== YOUR OBJECTIVE ==
In the listing below, count the lines with "page" and report only the figure.

***** GIVEN RECORDS

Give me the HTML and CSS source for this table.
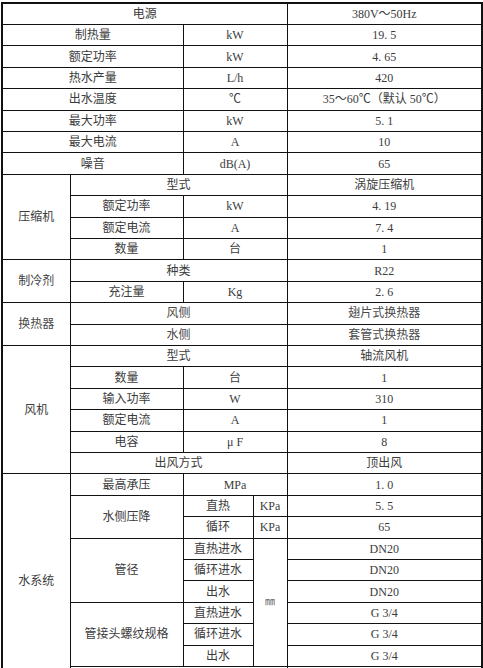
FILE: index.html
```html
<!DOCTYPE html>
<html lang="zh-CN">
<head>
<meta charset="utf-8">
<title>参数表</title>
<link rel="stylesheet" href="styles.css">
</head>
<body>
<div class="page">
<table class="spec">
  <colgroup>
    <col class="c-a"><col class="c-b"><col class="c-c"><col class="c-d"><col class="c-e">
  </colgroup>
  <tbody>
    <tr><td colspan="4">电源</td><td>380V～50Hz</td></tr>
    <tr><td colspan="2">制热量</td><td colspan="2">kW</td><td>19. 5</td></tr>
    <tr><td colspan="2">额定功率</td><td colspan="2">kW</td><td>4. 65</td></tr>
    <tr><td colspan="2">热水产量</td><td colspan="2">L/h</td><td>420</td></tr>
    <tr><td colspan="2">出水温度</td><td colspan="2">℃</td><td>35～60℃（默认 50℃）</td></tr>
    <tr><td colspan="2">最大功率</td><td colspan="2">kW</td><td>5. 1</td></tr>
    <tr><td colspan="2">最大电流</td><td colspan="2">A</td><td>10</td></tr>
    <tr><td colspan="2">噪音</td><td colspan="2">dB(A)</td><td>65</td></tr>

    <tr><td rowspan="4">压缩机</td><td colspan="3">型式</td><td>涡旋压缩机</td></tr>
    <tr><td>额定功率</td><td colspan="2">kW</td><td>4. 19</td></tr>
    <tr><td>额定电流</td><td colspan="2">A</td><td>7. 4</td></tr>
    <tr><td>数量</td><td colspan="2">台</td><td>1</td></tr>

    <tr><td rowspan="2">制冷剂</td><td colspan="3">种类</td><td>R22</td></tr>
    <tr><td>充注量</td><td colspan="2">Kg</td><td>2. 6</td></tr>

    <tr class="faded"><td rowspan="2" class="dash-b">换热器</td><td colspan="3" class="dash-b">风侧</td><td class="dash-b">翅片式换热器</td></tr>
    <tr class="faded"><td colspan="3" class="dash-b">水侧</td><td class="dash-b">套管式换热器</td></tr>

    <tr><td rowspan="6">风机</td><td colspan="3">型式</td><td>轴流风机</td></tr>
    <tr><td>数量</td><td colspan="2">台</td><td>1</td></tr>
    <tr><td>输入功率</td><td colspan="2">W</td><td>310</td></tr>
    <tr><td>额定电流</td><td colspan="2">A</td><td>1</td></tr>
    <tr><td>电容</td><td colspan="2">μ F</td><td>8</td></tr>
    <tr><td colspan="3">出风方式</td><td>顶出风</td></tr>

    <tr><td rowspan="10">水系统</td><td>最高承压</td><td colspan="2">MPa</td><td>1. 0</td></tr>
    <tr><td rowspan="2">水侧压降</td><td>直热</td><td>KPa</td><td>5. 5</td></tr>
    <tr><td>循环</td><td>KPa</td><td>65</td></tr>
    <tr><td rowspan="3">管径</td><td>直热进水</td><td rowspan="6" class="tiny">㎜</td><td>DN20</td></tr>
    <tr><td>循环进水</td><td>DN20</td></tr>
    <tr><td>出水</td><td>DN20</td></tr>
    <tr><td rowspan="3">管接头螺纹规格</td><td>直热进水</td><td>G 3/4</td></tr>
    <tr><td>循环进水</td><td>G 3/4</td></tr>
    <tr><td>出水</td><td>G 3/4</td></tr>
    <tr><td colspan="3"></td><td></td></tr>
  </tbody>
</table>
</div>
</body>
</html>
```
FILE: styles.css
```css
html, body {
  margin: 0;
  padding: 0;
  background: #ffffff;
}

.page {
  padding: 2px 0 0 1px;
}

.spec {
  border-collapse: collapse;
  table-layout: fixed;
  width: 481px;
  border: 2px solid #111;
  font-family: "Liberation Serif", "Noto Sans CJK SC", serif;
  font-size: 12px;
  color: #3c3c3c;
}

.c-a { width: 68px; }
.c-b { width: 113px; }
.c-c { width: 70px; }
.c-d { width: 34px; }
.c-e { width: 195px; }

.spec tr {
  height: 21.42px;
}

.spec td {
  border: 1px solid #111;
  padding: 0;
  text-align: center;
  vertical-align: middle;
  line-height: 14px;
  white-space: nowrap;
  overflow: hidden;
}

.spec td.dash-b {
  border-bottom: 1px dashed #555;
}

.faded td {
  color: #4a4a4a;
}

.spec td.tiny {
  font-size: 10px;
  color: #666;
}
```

**********
***** GIVEN RECORDS

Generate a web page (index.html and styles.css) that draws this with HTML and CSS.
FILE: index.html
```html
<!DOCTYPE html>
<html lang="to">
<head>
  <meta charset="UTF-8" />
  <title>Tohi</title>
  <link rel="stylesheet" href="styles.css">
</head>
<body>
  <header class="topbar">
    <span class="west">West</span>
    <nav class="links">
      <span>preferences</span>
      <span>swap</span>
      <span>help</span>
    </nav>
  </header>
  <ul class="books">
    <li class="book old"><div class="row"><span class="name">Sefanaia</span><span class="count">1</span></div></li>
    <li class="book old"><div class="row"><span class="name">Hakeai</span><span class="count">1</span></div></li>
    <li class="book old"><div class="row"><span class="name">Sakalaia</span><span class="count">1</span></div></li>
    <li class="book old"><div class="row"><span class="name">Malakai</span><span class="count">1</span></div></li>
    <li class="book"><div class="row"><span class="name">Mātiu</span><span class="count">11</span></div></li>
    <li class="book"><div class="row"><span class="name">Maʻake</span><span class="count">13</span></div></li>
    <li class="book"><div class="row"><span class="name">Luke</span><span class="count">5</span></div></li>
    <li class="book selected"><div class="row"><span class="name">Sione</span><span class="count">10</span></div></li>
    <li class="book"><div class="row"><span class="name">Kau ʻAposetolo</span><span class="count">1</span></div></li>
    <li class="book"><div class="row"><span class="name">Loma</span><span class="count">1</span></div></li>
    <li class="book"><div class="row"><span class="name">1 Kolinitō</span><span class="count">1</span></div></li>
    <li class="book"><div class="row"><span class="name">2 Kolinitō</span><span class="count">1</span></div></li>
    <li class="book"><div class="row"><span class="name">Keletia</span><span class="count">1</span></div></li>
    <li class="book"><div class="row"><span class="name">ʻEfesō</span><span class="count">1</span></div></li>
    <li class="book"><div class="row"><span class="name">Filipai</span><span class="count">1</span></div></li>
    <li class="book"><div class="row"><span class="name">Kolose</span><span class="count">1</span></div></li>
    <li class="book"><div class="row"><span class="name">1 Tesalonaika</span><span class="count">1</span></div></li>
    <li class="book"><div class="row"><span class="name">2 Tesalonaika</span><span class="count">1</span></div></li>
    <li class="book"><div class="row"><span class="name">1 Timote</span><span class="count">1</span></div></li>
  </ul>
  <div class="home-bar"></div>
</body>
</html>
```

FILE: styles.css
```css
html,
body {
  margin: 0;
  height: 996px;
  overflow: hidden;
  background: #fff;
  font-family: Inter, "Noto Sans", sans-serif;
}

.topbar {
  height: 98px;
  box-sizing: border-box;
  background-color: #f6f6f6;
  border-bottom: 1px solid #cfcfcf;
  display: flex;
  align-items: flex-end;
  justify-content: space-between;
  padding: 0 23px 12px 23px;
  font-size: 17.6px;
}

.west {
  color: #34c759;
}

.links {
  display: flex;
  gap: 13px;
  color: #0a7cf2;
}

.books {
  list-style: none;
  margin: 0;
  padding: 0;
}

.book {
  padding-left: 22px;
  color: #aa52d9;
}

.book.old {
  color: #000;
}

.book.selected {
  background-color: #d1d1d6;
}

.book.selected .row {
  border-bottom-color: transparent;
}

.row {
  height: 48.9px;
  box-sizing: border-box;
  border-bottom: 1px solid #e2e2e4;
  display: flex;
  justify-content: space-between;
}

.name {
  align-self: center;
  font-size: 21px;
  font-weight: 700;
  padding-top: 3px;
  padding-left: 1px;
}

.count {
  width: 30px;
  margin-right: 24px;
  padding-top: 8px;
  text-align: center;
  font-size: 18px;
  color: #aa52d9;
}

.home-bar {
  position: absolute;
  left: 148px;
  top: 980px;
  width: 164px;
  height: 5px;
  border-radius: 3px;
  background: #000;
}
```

**********

== REPLY TO THE EXERCISE ==
3